Researchers at Cambridge University have found an ingenious way to uniquely identify iPhones and iPads by examining data gathered from a device’s accelerometer, gyroscope and magnetometer sensors.
Rather like the already known issue of browser fingerprinting, distinctive signatures derived from a smartphone’s sensors could be gathered in what the boffins are calling a “callibration fingerprinting attack”.
Presented this week at the IEEE Symposium on Security and Privacy 2019, the researchers claim:
- The attack can be launched by any website you visit or any app you use on a vulnerable device without requiring any explicit confirmation or consent from you.
- The attack takes less than one second to generate a fingerprint.
- The attack can generate a globally unique fingerprint for iOS devices.
- The calibration fingerprint never changes, even after a factory reset.
- The attack provides an effective means to track you as you browse across the web and move between apps on your phone.
In short, as you surf the web you could be tracked without your knowledge. Even a factory reset of your smartphone won’t change its fingerprint.
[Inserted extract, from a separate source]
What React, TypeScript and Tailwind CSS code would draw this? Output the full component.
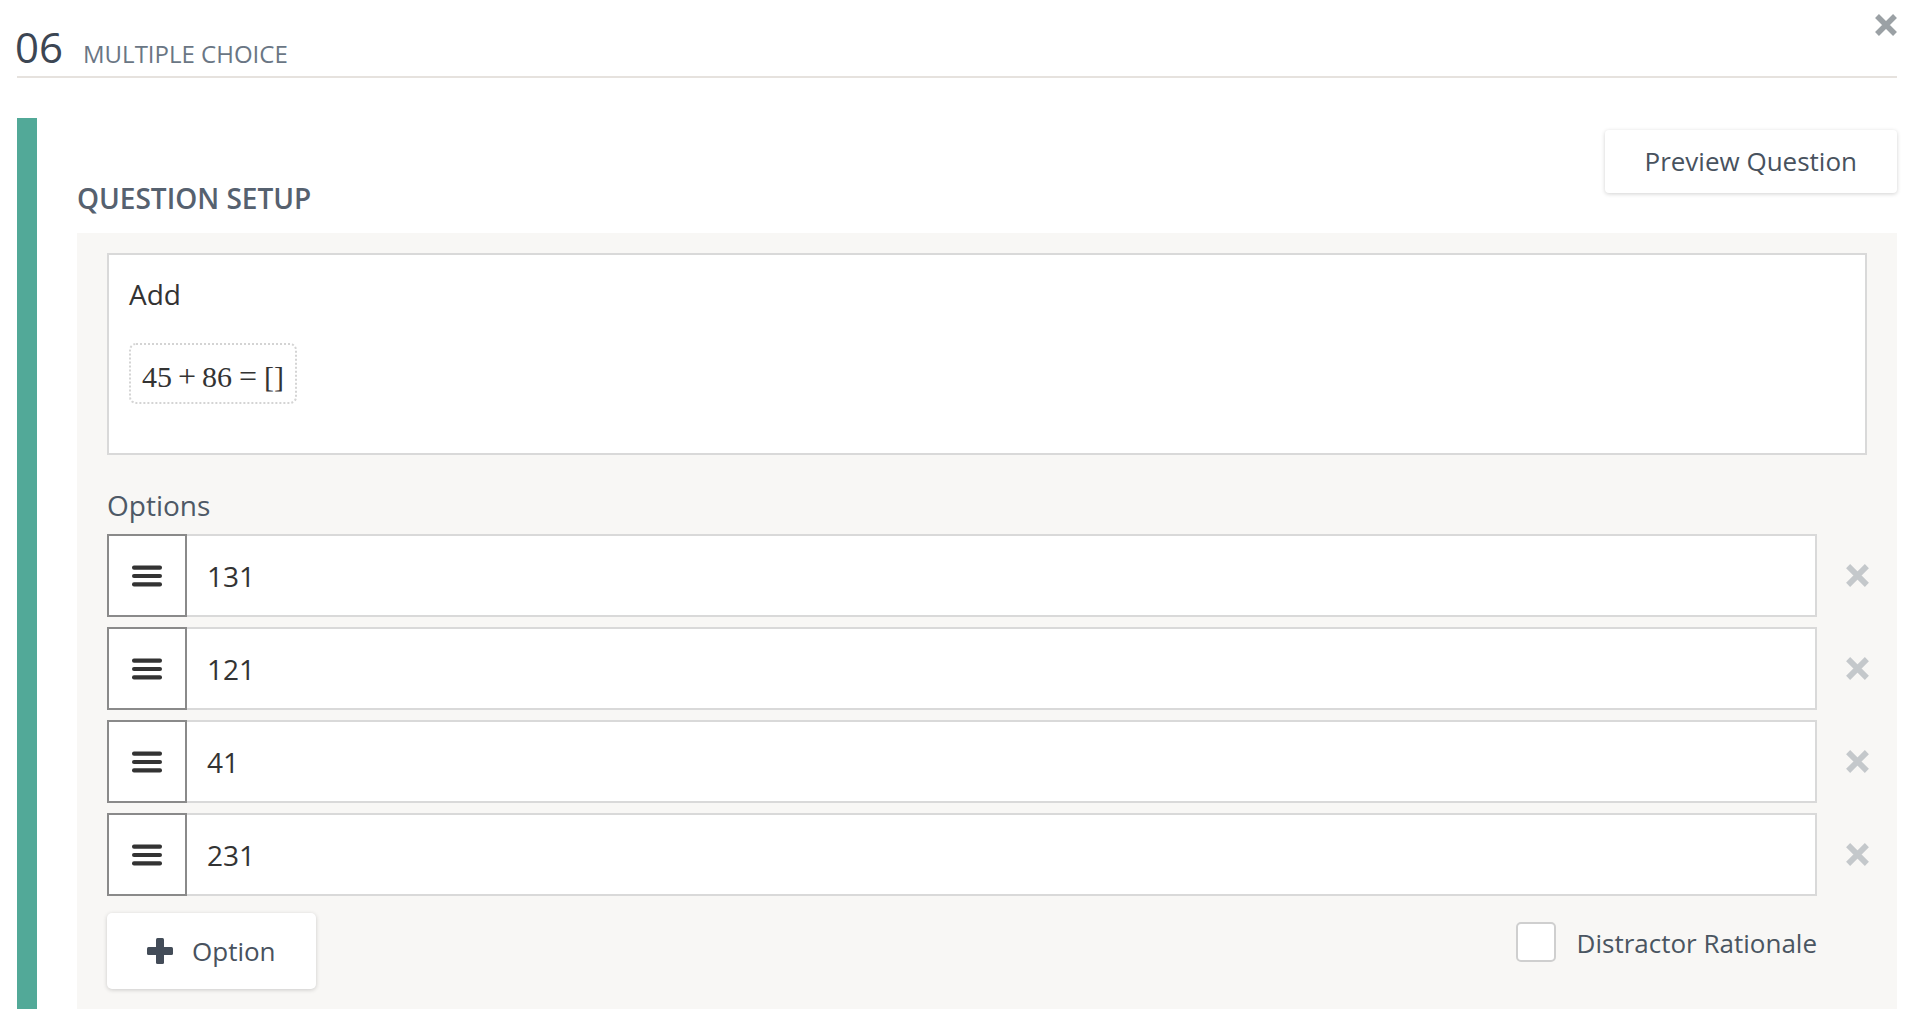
import React from 'react';

const OPTIONS = ["131", "121", "41", "231"];

function Cross({ size, color }: { size: number; color: string }) {
  return (
    <svg width={size} height={size} viewBox="0 0 24 24" fill="none">
      <path d="M3 3 L21 21 M21 3 L3 21" stroke={color} strokeWidth="5.5" strokeLinecap="butt" />
    </svg>
  );
}

function Bars() {
  return (
    <svg width="30" height="22" viewBox="0 0 30 22" fill="#333">
      <rect x="0" y="0.5" width="30" height="4.2" rx="2" />
      <rect x="0" y="8.9" width="30" height="4.2" rx="2" />
      <rect x="0" y="17.3" width="30" height="4.2" rx="2" />
    </svg>
  );
}

function Plus() {
  return (
    <svg width="26" height="26" viewBox="0 0 26 26" fill="#434c58">
      <rect x="9" y="0" width="8" height="26" rx="1.5" />
      <rect x="0" y="9" width="26" height="8" rx="1.5" />
    </svg>
  );
}

export default function App() {
  return (
    <div
      className="h-[1009px] overflow-hidden bg-white pl-[17px] pr-[15px] flex flex-col"
      style={{ fontFamily: '"Open Sans", "Liberation Sans", sans-serif' }}
    >
      {/* header */}
      <div className="h-[78px] shrink-0 border-b-2 border-[#e6e2de] flex justify-between items-start">
        <div className="flex items-baseline pt-[26px]">
          <span className="text-[42px] leading-none text-[#3c4653] -ml-[2px]">06</span>
          <span className="ml-[20px] text-[24px] leading-none text-[#6a7684]">MULTIPLE CHOICE</span>
        </div>
        <div className="mt-[13px] mr-[-1px]">
          <Cross size={24} color="#9ba1a5" />
        </div>
      </div>

      <div className="flex flex-1 mt-[40px] min-h-0">
        <div className="w-[20px] bg-[#52a998] shrink-0" />
        <div className="flex-1 flex flex-col pl-[40px] pt-[12px]">
          <div className="flex justify-between items-start">
            <h2 className="pt-[50px] text-[28px] leading-[36px] font-semibold text-[#56616f]">QUESTION SETUP</h2>
            <button className="h-[63px] px-[40px] bg-white rounded-[4px] text-[26px] text-[#48525e] shadow-[0_1px_4px_rgba(0,0,0,0.18)]">
              Preview Question
            </button>
          </div>

          <div className="mt-[17px] flex-1 bg-[#f8f7f5] pt-[20px] pl-[30px]">
            <div className="mr-[30px] h-[202px] border-2 border-[#d9d9d9] bg-white px-[20px] pt-[21px]">
              <div className="text-[28px] leading-[36px] text-[#333]">Add</div>
              <div className="mt-[31px] inline-flex items-start h-[61px] border-[2.5px] border-dotted border-[#d4d4d4] rounded-[7px] px-[11px] pt-[15px]">
                <span
                  className="text-[30px] leading-none text-[#333] whitespace-nowrap"
                  style={{ fontFamily: '"Liberation Serif", "DejaVu Serif", serif' }}
                >
                  45<span className="mx-[6px] text-[32px]">+</span>86<span className="mx-[7px] text-[32px]">=</span>[]
                </span>
              </div>
            </div>

            <div className="mt-[32px] text-[28px] leading-[36px] text-[#4e5966]">Options</div>

            <div className="mt-[11px] flex flex-col gap-[10px]">
              {OPTIONS.map((o) => (
                <div key={o} className="flex h-[83px]">
                  <div className="w-[80px] shrink-0 border-2 border-[#8a8a8a] bg-white flex items-center justify-center">
                    <Bars />
                  </div>
                  <div className="flex-1 border-y-2 border-r-2 border-[#d9d9d9] bg-white flex items-center pl-[20px] text-[28px] leading-[36px] text-[#333]">
                    {o}
                  </div>
                  <div className="w-[80px] shrink-0 flex items-center justify-center">
                    <Cross size={25} color="#c4c8cb" />
                  </div>
                </div>
              ))}
            </div>

            <div className="mt-[17px] mr-[80px] flex justify-between items-start">
              <button className="h-[76px] px-[40px] bg-white rounded-[5px] flex items-center gap-[19px] text-[26px] text-[#48525e] shadow-[0_1px_4px_rgba(0,0,0,0.18)]">
                <Plus />
                <span>Option</span>
              </button>
              <label className="mt-[8px] flex items-center gap-[21px]">
                <span className="w-[40px] h-[40px] border-2 border-[#cfcfcf] rounded-[5px] bg-white" />
                <span className="text-[26px] leading-[40px] pt-[2px] text-[#4a5561]">Distractor Rationale</span>
              </label>
            </div>
          </div>
        </div>
      </div>
    </div>
  );
}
One of the researchers, Dr Alastair Beresford, told The Register that Apple devices were ironically at risk more than most Android devices because of the iPhone and iPad’s greater accuracy.
The researchers informed Apple of the problem, and iOS users are advised that they can mitigate against the attacks by updating their devices to iOS 12.2 which by default removes access to motion sensors from Mobile Safari.